What is required: Reproduce every line in the listing that contains the word "screenshot".
--- start Records to use ---
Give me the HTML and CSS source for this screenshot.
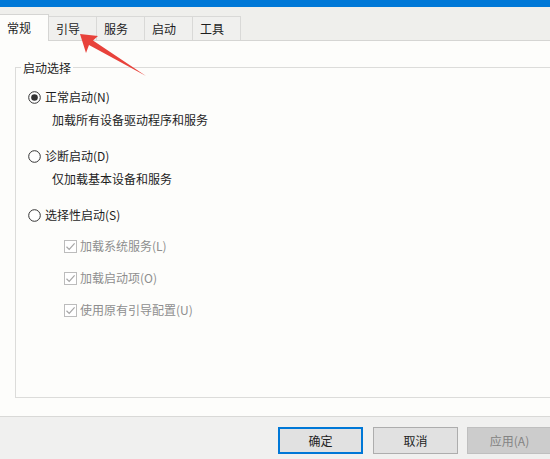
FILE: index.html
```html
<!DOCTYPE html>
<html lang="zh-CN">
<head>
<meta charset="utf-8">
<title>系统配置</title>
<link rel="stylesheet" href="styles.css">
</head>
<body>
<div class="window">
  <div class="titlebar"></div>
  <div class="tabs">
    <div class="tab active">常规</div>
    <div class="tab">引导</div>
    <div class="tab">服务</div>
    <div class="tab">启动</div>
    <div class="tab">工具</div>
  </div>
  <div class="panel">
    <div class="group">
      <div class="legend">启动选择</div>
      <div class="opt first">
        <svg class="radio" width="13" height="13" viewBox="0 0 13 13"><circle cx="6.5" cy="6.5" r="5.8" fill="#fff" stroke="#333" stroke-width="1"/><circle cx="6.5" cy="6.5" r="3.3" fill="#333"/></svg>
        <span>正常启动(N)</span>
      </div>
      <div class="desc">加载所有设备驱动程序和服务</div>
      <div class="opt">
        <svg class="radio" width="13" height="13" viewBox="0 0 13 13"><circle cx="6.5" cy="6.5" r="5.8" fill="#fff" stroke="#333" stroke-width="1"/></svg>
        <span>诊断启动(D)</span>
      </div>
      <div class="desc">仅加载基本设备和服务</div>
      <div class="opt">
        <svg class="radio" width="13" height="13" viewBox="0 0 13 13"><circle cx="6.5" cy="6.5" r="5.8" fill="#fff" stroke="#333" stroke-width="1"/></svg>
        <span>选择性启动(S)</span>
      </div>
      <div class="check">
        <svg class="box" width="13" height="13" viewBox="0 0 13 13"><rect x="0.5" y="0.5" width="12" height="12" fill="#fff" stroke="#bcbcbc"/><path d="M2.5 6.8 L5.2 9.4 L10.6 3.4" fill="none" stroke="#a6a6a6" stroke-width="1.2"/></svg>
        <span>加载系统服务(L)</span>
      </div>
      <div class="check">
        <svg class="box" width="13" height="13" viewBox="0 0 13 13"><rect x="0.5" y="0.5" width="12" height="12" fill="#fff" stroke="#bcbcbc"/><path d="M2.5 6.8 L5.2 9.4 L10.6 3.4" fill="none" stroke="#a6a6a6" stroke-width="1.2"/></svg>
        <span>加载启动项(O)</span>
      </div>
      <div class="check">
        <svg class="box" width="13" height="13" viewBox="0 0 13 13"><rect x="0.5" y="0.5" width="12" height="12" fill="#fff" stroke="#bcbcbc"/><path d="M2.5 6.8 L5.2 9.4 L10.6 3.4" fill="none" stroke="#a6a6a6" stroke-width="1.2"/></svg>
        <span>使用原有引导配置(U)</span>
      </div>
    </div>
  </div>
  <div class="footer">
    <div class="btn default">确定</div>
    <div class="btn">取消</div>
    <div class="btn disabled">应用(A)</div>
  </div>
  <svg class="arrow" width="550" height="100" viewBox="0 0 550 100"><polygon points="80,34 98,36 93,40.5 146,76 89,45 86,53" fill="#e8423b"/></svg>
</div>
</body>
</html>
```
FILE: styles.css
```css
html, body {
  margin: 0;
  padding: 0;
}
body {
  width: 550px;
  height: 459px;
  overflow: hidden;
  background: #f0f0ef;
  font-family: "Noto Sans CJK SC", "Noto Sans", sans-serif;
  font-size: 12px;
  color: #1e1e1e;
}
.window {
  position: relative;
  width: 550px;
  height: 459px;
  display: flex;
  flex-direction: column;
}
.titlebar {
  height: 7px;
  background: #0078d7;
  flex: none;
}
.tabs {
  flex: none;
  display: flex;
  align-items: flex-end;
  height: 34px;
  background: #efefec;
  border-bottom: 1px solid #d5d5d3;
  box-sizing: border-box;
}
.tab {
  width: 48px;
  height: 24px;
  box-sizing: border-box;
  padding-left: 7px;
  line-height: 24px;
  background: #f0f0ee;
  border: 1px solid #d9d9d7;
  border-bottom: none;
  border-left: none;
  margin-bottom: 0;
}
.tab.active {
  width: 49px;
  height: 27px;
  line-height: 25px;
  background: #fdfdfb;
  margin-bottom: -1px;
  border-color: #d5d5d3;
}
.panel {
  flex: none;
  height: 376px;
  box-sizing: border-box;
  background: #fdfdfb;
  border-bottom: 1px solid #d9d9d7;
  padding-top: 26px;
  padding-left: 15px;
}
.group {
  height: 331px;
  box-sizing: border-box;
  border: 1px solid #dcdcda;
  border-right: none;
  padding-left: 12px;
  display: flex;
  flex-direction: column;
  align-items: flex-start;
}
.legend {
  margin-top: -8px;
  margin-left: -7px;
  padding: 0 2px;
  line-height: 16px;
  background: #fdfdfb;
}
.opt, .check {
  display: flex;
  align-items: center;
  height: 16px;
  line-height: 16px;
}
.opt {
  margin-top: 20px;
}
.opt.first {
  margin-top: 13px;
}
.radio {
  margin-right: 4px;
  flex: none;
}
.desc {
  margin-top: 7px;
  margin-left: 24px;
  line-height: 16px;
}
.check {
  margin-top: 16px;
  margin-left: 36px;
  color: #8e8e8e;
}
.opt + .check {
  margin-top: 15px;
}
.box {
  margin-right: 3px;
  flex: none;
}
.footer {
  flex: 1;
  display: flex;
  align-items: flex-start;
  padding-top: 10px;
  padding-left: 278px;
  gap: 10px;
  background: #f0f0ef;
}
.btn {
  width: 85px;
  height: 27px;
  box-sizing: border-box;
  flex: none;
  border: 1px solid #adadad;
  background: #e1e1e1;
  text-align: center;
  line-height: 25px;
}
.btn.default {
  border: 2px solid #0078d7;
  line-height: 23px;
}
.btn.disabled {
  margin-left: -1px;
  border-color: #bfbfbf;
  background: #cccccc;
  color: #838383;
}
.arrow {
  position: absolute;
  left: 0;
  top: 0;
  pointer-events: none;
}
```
--- end Records to use ---
--- start Records to use ---
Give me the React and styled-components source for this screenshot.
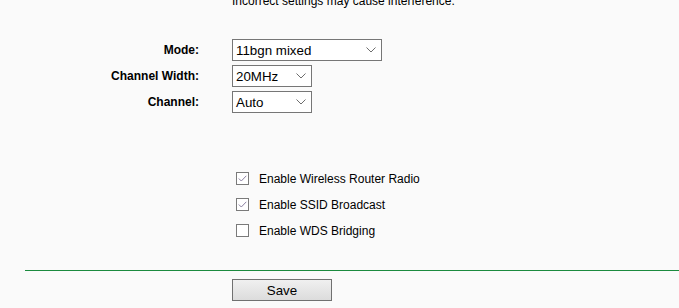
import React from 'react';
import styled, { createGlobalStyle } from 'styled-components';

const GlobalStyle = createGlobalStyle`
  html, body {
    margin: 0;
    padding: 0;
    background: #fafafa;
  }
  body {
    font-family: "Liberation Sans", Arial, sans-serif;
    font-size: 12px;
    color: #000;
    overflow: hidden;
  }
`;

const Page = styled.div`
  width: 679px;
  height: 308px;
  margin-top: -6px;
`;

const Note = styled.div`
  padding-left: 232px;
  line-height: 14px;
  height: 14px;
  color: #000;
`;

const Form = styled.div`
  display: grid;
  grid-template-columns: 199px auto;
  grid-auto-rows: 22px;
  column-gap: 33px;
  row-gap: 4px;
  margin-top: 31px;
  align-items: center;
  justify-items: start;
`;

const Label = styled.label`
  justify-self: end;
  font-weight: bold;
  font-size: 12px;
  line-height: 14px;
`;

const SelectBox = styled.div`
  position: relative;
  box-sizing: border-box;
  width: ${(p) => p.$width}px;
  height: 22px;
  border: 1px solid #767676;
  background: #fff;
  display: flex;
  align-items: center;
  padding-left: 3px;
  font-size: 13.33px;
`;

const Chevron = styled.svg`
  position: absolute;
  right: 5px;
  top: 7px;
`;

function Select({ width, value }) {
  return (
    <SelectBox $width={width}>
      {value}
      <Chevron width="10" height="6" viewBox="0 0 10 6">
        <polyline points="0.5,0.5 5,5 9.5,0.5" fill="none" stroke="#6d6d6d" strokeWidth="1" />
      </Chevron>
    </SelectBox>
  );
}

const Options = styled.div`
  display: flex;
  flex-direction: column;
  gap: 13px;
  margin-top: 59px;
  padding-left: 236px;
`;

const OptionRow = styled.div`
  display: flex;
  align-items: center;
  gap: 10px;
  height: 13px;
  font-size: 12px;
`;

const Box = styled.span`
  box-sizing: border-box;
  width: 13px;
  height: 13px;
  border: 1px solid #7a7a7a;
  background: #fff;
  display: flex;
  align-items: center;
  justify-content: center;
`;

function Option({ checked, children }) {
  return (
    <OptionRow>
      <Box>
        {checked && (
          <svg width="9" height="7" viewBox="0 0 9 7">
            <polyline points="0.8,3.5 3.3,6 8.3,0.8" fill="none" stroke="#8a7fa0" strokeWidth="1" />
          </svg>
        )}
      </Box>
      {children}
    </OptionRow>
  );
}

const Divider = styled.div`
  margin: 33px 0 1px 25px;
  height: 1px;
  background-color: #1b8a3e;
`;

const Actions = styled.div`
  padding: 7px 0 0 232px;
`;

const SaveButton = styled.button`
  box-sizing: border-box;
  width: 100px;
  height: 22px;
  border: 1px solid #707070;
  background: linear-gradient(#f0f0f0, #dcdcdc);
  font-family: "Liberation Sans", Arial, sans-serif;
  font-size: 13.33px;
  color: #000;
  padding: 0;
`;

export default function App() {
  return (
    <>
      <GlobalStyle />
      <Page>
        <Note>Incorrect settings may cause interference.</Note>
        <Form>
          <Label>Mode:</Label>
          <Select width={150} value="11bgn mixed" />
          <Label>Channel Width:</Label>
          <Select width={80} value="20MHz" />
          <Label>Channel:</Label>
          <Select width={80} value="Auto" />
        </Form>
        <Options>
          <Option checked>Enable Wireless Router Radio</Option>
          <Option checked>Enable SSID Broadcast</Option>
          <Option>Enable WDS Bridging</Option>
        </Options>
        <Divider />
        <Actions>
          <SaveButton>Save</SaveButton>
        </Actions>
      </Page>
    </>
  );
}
--- end Records to use ---
--- start Records to use ---
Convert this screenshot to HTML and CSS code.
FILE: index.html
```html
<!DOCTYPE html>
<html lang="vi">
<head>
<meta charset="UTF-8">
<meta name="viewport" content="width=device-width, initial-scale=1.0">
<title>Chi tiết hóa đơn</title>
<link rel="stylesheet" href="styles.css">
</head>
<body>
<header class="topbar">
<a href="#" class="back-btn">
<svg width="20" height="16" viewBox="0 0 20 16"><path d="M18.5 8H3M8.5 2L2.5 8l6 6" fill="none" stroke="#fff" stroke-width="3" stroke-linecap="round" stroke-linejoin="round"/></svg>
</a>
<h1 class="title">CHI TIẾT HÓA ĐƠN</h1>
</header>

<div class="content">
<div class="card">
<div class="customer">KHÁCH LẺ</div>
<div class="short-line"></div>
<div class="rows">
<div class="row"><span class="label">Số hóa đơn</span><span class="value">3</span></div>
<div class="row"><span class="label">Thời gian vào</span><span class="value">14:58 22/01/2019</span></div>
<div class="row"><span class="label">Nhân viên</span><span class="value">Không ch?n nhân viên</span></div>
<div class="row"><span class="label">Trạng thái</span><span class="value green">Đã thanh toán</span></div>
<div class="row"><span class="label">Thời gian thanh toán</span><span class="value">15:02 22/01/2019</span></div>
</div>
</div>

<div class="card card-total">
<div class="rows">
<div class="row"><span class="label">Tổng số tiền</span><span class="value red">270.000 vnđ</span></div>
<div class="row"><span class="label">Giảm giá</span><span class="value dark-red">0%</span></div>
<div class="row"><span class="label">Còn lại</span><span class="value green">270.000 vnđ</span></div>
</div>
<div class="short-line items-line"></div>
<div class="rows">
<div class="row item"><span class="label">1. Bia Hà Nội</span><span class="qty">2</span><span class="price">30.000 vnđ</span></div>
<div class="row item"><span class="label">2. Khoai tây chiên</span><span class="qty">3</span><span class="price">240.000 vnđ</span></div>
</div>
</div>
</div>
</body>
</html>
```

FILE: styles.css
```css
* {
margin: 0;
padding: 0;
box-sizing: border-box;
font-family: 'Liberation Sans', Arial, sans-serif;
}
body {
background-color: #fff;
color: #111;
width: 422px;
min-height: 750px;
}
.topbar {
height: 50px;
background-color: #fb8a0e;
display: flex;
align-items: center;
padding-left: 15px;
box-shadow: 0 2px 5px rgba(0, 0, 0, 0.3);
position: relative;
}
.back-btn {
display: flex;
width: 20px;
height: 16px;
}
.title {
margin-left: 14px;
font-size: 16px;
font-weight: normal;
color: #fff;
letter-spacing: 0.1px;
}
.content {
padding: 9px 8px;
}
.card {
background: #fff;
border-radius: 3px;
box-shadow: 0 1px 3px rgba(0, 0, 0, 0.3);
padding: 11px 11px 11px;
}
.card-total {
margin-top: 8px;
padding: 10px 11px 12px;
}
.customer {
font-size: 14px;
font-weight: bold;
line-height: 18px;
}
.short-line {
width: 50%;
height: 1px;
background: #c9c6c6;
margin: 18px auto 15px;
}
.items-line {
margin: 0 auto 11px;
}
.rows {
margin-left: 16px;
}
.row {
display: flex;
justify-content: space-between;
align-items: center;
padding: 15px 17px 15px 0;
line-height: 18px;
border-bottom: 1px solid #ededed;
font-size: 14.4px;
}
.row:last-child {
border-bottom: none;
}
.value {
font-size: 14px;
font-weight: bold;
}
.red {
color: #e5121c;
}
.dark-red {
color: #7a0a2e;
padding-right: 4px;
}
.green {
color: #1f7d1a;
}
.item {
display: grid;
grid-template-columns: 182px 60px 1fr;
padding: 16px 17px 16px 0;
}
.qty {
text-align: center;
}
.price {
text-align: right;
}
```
--- end Records to use ---
Correct output:
Give me the HTML and CSS source for this screenshot.
Give me the React and styled-components source for this screenshot.
Convert this screenshot to HTML and CSS code.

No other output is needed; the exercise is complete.